» **What the task asks**: Repeat all of the material below exactly as written, images excluded.

--- start ---

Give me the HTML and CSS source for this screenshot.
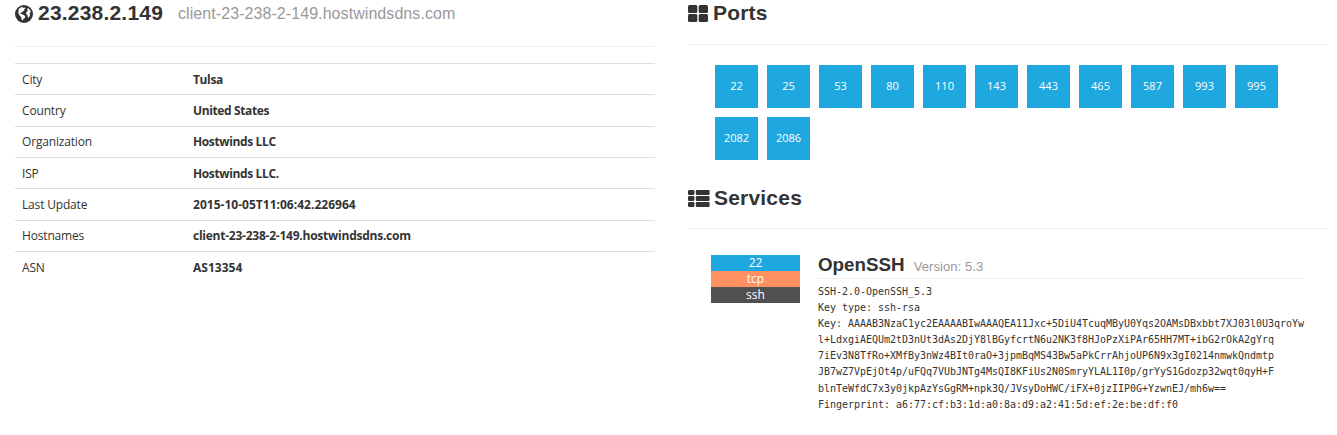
FILE: index.html
```html
<!DOCTYPE html>
<html lang="en">
<head>
<meta charset="utf-8">
<title>23.238.2.149</title>
<link rel="stylesheet" href="styles.css">
</head>
<body>
<div class="page">
  <section class="host">
    <h2 class="title host-title">
      <svg class="icon-globe" width="18" height="18" viewBox="0 0 18 18"><circle cx="9" cy="9" r="9" fill="#333"/><path d="M3.6 4.2 5.6 2.4 7.6 2l.8.9 1.4-.3.6 1-1.3 1 .2 1.1-1.6.6-.8 1.2-1.4.3-.2 1 1.7.4 1.8.8 1.4 1.3-.4 1.7-1.4 1-.7 1.8-1.2-1.6-.3-2.1-1.8-1.8-1-2.2.2-2.4zM12.2 3.4l1.5.1 1.4 1.7.8 2.1-.8.1-.7.7.7 1.4-.6 2-1.1 1.2-.7-.7-.2-1.9-1.2-.9-.2-1.4 1-1.3 1-.5-.8-.9z" fill="#fff"/></svg>
      <span class="ip">23.238.2.149</span>
      <small class="client">client-23-238-2-149.hostwindsdns.com</small>
    </h2>
    <table class="facts">
      <tr><td>City</td><th>Tulsa</th></tr>
      <tr><td>Country</td><th>United States</th></tr>
      <tr><td>Organization</td><th>Hostwinds LLC</th></tr>
      <tr><td>ISP</td><th>Hostwinds LLC.</th></tr>
      <tr><td>Last Update</td><th class="stamp">2015-10-05T11:06:42.226964</th></tr>
      <tr><td>Hostnames</td><th class="hostname">client-23-238-2-149.hostwindsdns.com</th></tr>
      <tr><td>ASN</td><th class="stamp">AS13354</th></tr>
    </table>
  </section>
  <section class="details">
    <h2 class="title ports-title">
      <svg class="icon-tiles" width="20" height="17" viewBox="0 0 20 17" fill="#333"><rect width="9.3" height="8" rx="1.5"/><rect x="10.7" width="9.3" height="8" rx="1.5"/><rect y="9" width="9.3" height="8" rx="1.5"/><rect x="10.7" y="9" width="9.3" height="8" rx="1.5"/></svg>
      <span>Ports</span>
    </h2>
    <ul class="ports">
      <li>22</li><li>25</li><li>53</li><li>80</li><li>110</li><li>143</li><li>443</li><li>465</li><li>587</li><li>993</li><li>995</li><li>2082</li><li>2086</li>
    </ul>
    <h2 class="title services-title">
      <svg class="icon-list" width="22" height="17" viewBox="0 0 22 17" fill="#333"><rect width="6.4" height="5" rx="1.2"/><rect x="7.8" width="13.8" height="5" rx="1.2"/><rect y="6" width="6.4" height="5" rx="1.2"/><rect x="7.8" y="6" width="13.8" height="5" rx="1.2"/><rect y="12" width="6.4" height="5" rx="1.2"/><rect x="7.8" y="12" width="13.8" height="5" rx="1.2"/></svg>
      <span>Services</span>
    </h2>
    <div class="service">
      <div class="tags">
        <div class="tag port">22</div>
        <div class="tag proto">tcp</div>
        <div class="tag state">ssh</div>
      </div>
      <div class="banner">
        <h3 class="product"><span>OpenSSH</span><small>Version: 5.3</small></h3>
<pre class="output">SSH-2.0-OpenSSH_5.3
Key type: ssh-rsa
Key: AAAAB3NzaC1yc2EAAAABIwAAAQEA11Jxc+5DiU4TcuqMByU0Yqs2OAMsDBxbbt7XJ03l0U3qroYw
l+LdxgiAEQUm2tD3nUt3dAs2DjY8lBGyfcrtN6u2NK3f8HJoPzXiPAr65HH7MT+ibG2rOkA2gYrq
7iEv3N8TfRo+XMfBy3nWz4BIt0raO+3jpmBqMS43Bw5aPkCrrAhjoUP6N9x3gI0214nmwkQndmtp
JB7wZ7VpEjOt4p/uFQq7VUbJNTg4MsQI8KFiUs2N0SmryYLAL1I0p/grYyS1Gdozp32wqt0qyH+F
blnTeWfdC7x3y0jkpAzYsGgRM+npk3Q/JVsyDoHWC/iFX+0jzIIP0G+YzwnEJ/mh6w==
Fingerprint: a6:77:cf:b3:1d:a0:8a:d9:a2:41:5d:ef:2e:be:df:f0</pre>
      </div>
    </div>
  </section>
</div>
</body>
</html>
```
FILE: styles.css
```css
* { box-sizing: border-box; }
body {
  margin: 0;
  background: #fff;
  color: #333;
  font-family: "Open Sans", sans-serif;
  font-size: 12px;
}
.page {
  display: grid;
  grid-template-columns: 640px 640px;
  column-gap: 33px;
  padding-left: 15px;
}
.title {
  display: flex;
  align-items: flex-start;
  margin: 0;
  border-bottom: 1px solid #eee;
  font: bold 21px/26px "Liberation Sans", Arial, sans-serif;
  letter-spacing: 0.2px;
}
.title svg { flex: none; }
.host-title { height: 47px; }
.icon-globe { margin: 5px 5px 0 0; }
.client {
  margin-left: 15px;
  padding-top: 1px;
  color: #999;
  font-size: 16px;
  font-weight: normal;
  letter-spacing: 0.07px;
}
.facts {
  width: 100%;
  margin-top: 16px;
  border-collapse: separate;
  border-spacing: 0;
  line-height: 17px;
}
.facts td, .facts th {
  height: 31.34px;
  padding: 0.4px 7px 0;
  border-top: 1px solid #ddd;
  text-align: left;
  vertical-align: middle;
}
.facts tr:nth-child(3n) > * { padding-bottom: 1.4px; }
.facts td { width: 171px; letter-spacing: -0.17px; }
.facts th { font-weight: 700; letter-spacing: -0.37px; }
.facts .stamp { letter-spacing: 0.02px; }
.facts .hostname { letter-spacing: -0.24px; }
.ports-title { height: 45px; }
.icon-tiles { margin: 5px 5px 0 0; }
.ports {
  display: flex;
  flex-wrap: wrap;
  gap: 9px;
  margin: 0;
  padding: 20px 40px 0 27px;
  list-style: none;
}
.ports li {
  width: 43px;
  height: 43px;
  background: #1ea8df;
  color: #fff;
  font-size: 11px;
  line-height: 42px;
  text-align: center;
}
.services-title { height: 44px; margin-top: 25px; }
.icon-list { margin: 5px 4px 0 0; }
.service {
  display: grid;
  grid-template-columns: 89px 486px;
  column-gap: 18px;
  padding: 26px 0 0 23px;
}
.tag {
  height: 16px;
  color: #fff;
  line-height: 16px;
  text-align: center;
}
.port { background: #1ea8df; }
.proto { background: #ff9060; }
.state { background: #505050; }
.product {
  display: flex;
  align-items: baseline;
  height: 24px;
  margin: 0;
  border-bottom: 1px solid #eee;
  font: bold 18.8px/20px "Liberation Sans", Arial, sans-serif;
}
.product small {
  margin-left: 9px;
  color: #999;
  font-size: 13px;
  font-weight: normal;
  letter-spacing: 0.08px;
}
.output {
  margin: 5px 0 0;
  font: 10px/16.09px "DejaVu Sans Mono", monospace;
  letter-spacing: -0.02px;
}
```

--- end ---

» **Written response**:
Give me the HTML and CSS source for this screenshot.
FILE: index.html
```html
<!DOCTYPE html>
<html lang="en">
<head>
<meta charset="utf-8">
<title>23.238.2.149</title>
<link rel="stylesheet" href="styles.css">
</head>
<body>
<div class="page">
  <section class="host">
    <h2 class="title host-title">
      <svg class="icon-globe" width="18" height="18" viewBox="0 0 18 18"><circle cx="9" cy="9" r="9" fill="#333"/><path d="M3.6 4.2 5.6 2.4 7.6 2l.8.9 1.4-.3.6 1-1.3 1 .2 1.1-1.6.6-.8 1.2-1.4.3-.2 1 1.7.4 1.8.8 1.4 1.3-.4 1.7-1.4 1-.7 1.8-1.2-1.6-.3-2.1-1.8-1.8-1-2.2.2-2.4zM12.2 3.4l1.5.1 1.4 1.7.8 2.1-.8.1-.7.7.7 1.4-.6 2-1.1 1.2-.7-.7-.2-1.9-1.2-.9-.2-1.4 1-1.3 1-.5-.8-.9z" fill="#fff"/></svg>
      <span class="ip">23.238.2.149</span>
      <small class="client">client-23-238-2-149.hostwindsdns.com</small>
    </h2>
    <table class="facts">
      <tr><td>City</td><th>Tulsa</th></tr>
      <tr><td>Country</td><th>United States</th></tr>
      <tr><td>Organization</td><th>Hostwinds LLC</th></tr>
      <tr><td>ISP</td><th>Hostwinds LLC.</th></tr>
      <tr><td>Last Update</td><th class="stamp">2015-10-05T11:06:42.226964</th></tr>
      <tr><td>Hostnames</td><th class="hostname">client-23-238-2-149.hostwindsdns.com</th></tr>
      <tr><td>ASN</td><th class="stamp">AS13354</th></tr>
    </table>
  </section>
  <section class="details">
    <h2 class="title ports-title">
      <svg class="icon-tiles" width="20" height="17" viewBox="0 0 20 17" fill="#333"><rect width="9.3" height="8" rx="1.5"/><rect x="10.7" width="9.3" height="8" rx="1.5"/><rect y="9" width="9.3" height="8" rx="1.5"/><rect x="10.7" y="9" width="9.3" height="8" rx="1.5"/></svg>
      <span>Ports</span>
    </h2>
    <ul class="ports">
      <li>22</li><li>25</li><li>53</li><li>80</li><li>110</li><li>143</li><li>443</li><li>465</li><li>587</li><li>993</li><li>995</li><li>2082</li><li>2086</li>
    </ul>
    <h2 class="title services-title">
      <svg class="icon-list" width="22" height="17" viewBox="0 0 22 17" fill="#333"><rect width="6.4" height="5" rx="1.2"/><rect x="7.8" width="13.8" height="5" rx="1.2"/><rect y="6" width="6.4" height="5" rx="1.2"/><rect x="7.8" y="6" width="13.8" height="5" rx="1.2"/><rect y="12" width="6.4" height="5" rx="1.2"/><rect x="7.8" y="12" width="13.8" height="5" rx="1.2"/></svg>
      <span>Services</span>
    </h2>
    <div class="service">
      <div class="tags">
        <div class="tag port">22</div>
        <div class="tag proto">tcp</div>
        <div class="tag state">ssh</div>
      </div>
      <div class="banner">
        <h3 class="product"><span>OpenSSH</span><small>Version: 5.3</small></h3>
<pre class="output">SSH-2.0-OpenSSH_5.3
Key type: ssh-rsa
Key: AAAAB3NzaC1yc2EAAAABIwAAAQEA11Jxc+5DiU4TcuqMByU0Yqs2OAMsDBxbbt7XJ03l0U3qroYw
l+LdxgiAEQUm2tD3nUt3dAs2DjY8lBGyfcrtN6u2NK3f8HJoPzXiPAr65HH7MT+ibG2rOkA2gYrq
7iEv3N8TfRo+XMfBy3nWz4BIt0raO+3jpmBqMS43Bw5aPkCrrAhjoUP6N9x3gI0214nmwkQndmtp
JB7wZ7VpEjOt4p/uFQq7VUbJNTg4MsQI8KFiUs2N0SmryYLAL1I0p/grYyS1Gdozp32wqt0qyH+F
blnTeWfdC7x3y0jkpAzYsGgRM+npk3Q/JVsyDoHWC/iFX+0jzIIP0G+YzwnEJ/mh6w==
Fingerprint: a6:77:cf:b3:1d:a0:8a:d9:a2:41:5d:ef:2e:be:df:f0</pre>
      </div>
    </div>
  </section>
</div>
</body>
</html>
```
FILE: styles.css
```css
* { box-sizing: border-box; }
body {
  margin: 0;
  background: #fff;
  color: #333;
  font-family: "Open Sans", sans-serif;
  font-size: 12px;
}
.page {
  display: grid;
  grid-template-columns: 640px 640px;
  column-gap: 33px;
  padding-left: 15px;
}
.title {
  display: flex;
  align-items: flex-start;
  margin: 0;
  border-bottom: 1px solid #eee;
  font: bold 21px/26px "Liberation Sans", Arial, sans-serif;
  letter-spacing: 0.2px;
}
.title svg { flex: none; }
.host-title { height: 47px; }
.icon-globe { margin: 5px 5px 0 0; }
.client {
  margin-left: 15px;
  padding-top: 1px;
  color: #999;
  font-size: 16px;
  font-weight: normal;
  letter-spacing: 0.07px;
}
.facts {
  width: 100%;
  margin-top: 16px;
  border-collapse: separate;
  border-spacing: 0;
  line-height: 17px;
}
.facts td, .facts th {
  height: 31.34px;
  padding: 0.4px 7px 0;
  border-top: 1px solid #ddd;
  text-align: left;
  vertical-align: middle;
}
.facts tr:nth-child(3n) > * { padding-bottom: 1.4px; }
.facts td { width: 171px; letter-spacing: -0.17px; }
.facts th { font-weight: 700; letter-spacing: -0.37px; }
.facts .stamp { letter-spacing: 0.02px; }
.facts .hostname { letter-spacing: -0.24px; }
.ports-title { height: 45px; }
.icon-tiles { margin: 5px 5px 0 0; }
.ports {
  display: flex;
  flex-wrap: wrap;
  gap: 9px;
  margin: 0;
  padding: 20px 40px 0 27px;
  list-style: none;
}
.ports li {
  width: 43px;
  height: 43px;
  background: #1ea8df;
  color: #fff;
  font-size: 11px;
  line-height: 42px;
  text-align: center;
}
.services-title { height: 44px; margin-top: 25px; }
.icon-list { margin: 5px 4px 0 0; }
.service {
  display: grid;
  grid-template-columns: 89px 486px;
  column-gap: 18px;
  padding: 26px 0 0 23px;
}
.tag {
  height: 16px;
  color: #fff;
  line-height: 16px;
  text-align: center;
}
.port { background: #1ea8df; }
.proto { background: #ff9060; }
.state { background: #505050; }
.product {
  display: flex;
  align-items: baseline;
  height: 24px;
  margin: 0;
  border-bottom: 1px solid #eee;
  font: bold 18.8px/20px "Liberation Sans", Arial, sans-serif;
}
.product small {
  margin-left: 9px;
  color: #999;
  font-size: 13px;
  font-weight: normal;
  letter-spacing: 0.08px;
}
.output {
  margin: 5px 0 0;
  font: 10px/16.09px "DejaVu Sans Mono", monospace;
  letter-spacing: -0.02px;
}
```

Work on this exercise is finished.